*Exercise requirements*:
Spot every line with the word "this" and return it.

*Dataset entries*:
------
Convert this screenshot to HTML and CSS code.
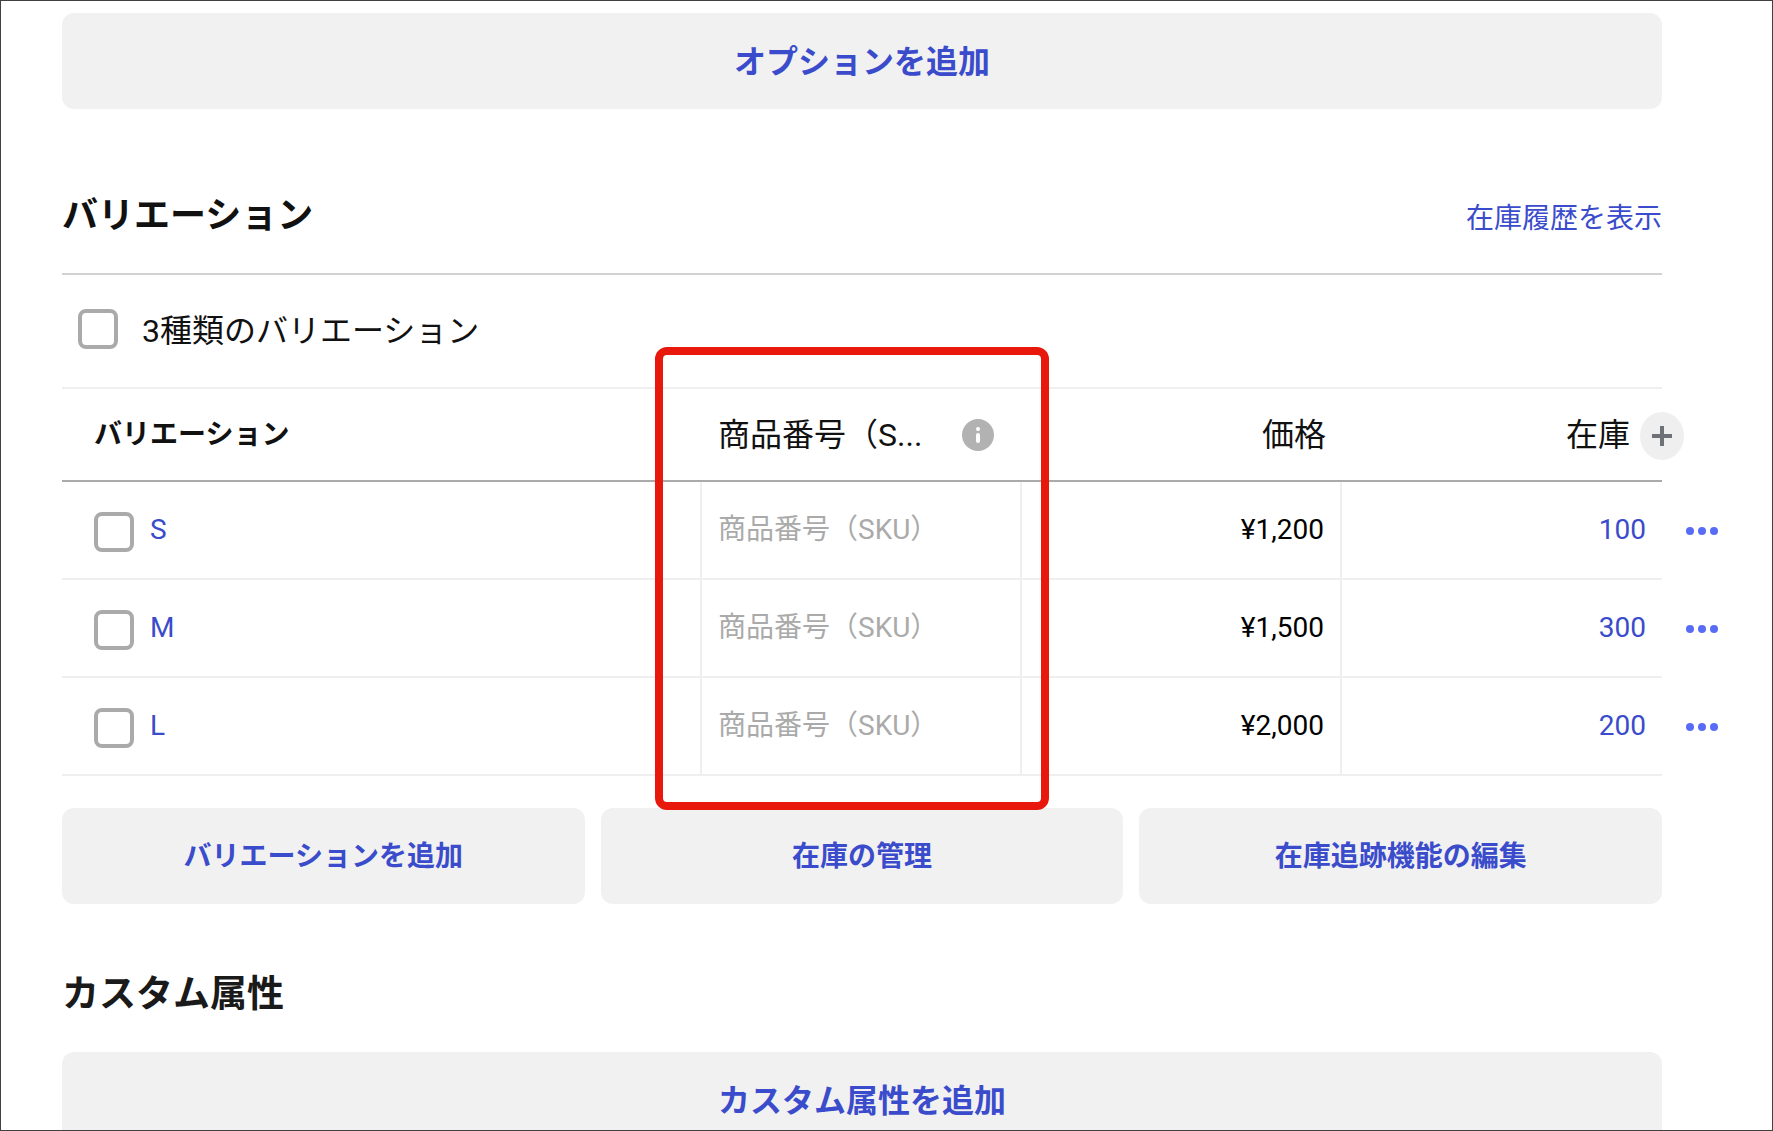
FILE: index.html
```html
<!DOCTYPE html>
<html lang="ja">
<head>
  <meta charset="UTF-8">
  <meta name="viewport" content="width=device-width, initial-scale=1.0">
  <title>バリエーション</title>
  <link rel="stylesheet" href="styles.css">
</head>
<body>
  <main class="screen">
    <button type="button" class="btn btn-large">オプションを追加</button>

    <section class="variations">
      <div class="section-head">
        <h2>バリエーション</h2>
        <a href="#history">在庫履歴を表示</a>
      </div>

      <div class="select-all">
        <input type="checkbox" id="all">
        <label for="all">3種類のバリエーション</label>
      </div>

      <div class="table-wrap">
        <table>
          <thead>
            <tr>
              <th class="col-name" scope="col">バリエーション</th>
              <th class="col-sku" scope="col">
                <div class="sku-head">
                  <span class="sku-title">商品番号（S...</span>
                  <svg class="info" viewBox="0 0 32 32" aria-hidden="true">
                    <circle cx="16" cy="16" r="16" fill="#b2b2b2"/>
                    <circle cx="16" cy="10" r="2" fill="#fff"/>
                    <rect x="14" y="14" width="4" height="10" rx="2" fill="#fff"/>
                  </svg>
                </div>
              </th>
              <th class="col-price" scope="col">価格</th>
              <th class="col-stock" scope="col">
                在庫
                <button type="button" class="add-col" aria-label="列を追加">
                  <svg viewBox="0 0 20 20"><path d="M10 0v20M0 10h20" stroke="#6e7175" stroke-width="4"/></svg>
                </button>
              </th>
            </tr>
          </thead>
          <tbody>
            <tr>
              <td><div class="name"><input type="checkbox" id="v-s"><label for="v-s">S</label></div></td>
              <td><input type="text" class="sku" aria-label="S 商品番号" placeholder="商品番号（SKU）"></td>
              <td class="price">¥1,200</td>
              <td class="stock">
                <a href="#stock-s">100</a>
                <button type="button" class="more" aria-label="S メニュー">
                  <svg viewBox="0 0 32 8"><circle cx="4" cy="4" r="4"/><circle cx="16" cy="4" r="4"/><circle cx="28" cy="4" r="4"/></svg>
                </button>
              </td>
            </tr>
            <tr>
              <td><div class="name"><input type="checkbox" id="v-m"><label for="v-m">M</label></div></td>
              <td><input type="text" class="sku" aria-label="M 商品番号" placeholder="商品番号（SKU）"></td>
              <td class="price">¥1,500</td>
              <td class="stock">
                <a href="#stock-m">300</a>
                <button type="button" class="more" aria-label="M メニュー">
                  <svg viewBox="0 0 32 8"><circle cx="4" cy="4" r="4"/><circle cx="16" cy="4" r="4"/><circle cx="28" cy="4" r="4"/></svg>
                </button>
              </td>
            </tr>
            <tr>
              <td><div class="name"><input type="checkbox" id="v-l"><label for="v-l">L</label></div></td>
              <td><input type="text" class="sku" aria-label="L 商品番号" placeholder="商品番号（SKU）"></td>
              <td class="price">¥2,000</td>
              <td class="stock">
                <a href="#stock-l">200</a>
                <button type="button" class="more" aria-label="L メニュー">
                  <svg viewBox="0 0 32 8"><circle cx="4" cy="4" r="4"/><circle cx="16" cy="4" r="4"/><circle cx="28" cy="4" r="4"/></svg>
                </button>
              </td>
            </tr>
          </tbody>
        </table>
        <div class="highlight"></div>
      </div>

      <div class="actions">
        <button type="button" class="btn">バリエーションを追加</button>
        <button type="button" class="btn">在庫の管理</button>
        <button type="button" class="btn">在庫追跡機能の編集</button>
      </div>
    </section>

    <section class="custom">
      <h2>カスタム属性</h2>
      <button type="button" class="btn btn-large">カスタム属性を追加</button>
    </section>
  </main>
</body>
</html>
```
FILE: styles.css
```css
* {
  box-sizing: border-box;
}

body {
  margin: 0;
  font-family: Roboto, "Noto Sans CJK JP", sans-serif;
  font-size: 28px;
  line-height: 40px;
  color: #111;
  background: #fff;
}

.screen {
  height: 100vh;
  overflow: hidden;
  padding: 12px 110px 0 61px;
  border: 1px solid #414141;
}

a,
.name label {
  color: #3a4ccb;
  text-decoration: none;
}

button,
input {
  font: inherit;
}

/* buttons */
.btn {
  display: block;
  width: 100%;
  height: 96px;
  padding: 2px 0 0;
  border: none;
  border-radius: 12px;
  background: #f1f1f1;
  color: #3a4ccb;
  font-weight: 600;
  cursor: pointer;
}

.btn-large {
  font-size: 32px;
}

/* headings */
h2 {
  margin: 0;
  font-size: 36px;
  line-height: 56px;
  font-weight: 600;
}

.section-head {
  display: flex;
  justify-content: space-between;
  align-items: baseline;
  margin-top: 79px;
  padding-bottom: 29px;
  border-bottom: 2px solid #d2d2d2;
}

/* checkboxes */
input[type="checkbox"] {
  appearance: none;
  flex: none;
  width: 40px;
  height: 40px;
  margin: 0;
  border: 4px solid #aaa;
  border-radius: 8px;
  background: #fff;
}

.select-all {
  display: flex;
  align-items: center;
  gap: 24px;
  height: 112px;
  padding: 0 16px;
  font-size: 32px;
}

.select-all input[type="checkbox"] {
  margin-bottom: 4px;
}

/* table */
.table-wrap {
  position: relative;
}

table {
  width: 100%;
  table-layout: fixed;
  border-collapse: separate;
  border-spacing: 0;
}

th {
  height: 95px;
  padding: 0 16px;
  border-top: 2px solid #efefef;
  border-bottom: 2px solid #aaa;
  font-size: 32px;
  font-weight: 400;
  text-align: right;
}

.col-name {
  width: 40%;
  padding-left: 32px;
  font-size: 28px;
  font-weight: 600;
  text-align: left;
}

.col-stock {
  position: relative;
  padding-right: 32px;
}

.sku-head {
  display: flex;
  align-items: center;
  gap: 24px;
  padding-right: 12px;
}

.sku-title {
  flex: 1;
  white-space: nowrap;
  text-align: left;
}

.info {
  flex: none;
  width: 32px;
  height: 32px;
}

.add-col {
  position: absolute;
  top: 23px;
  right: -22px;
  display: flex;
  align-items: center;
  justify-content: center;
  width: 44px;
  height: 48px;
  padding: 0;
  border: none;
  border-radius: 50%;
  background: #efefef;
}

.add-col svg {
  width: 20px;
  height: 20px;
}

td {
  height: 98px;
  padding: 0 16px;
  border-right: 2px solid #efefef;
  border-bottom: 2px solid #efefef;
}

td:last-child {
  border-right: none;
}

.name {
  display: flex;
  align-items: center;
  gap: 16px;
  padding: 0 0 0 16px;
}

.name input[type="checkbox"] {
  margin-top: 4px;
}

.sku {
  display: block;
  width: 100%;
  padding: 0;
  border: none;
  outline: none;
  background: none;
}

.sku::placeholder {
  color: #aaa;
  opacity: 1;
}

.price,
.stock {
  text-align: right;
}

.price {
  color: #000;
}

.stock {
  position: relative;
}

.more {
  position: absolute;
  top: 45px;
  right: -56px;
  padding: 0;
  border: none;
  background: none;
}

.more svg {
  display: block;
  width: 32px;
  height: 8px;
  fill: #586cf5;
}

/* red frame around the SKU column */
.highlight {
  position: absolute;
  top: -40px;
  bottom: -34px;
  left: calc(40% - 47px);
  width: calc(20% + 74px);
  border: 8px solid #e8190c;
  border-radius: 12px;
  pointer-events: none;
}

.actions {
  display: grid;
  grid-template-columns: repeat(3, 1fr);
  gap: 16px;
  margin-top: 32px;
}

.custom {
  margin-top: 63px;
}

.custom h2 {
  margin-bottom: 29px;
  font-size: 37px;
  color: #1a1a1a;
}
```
------
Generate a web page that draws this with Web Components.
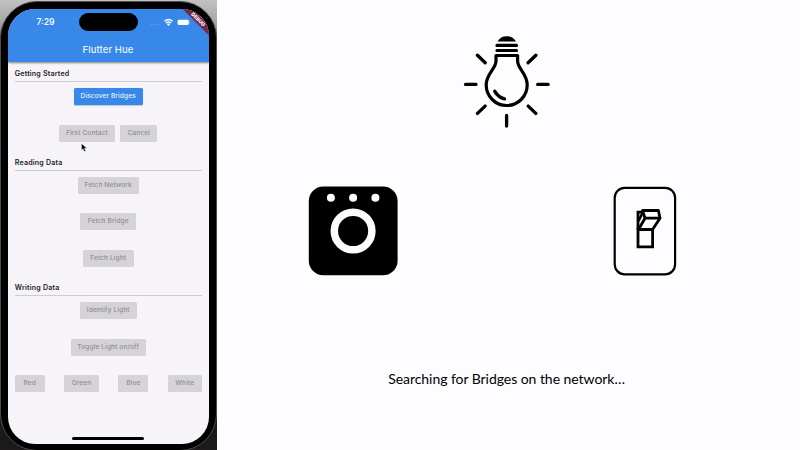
------
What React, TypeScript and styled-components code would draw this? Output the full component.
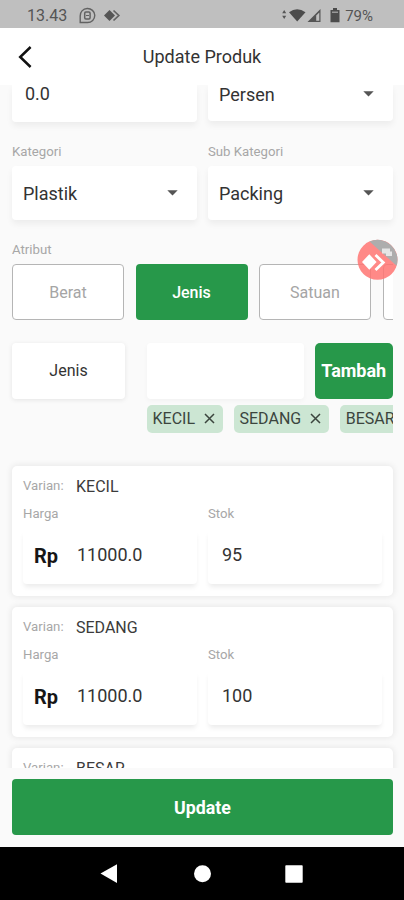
------
*The solution*:
Convert this screenshot to HTML and CSS code.
Generate a web page that draws this with Web Components.
What React, TypeScript and styled-components code would draw this? Output the full component.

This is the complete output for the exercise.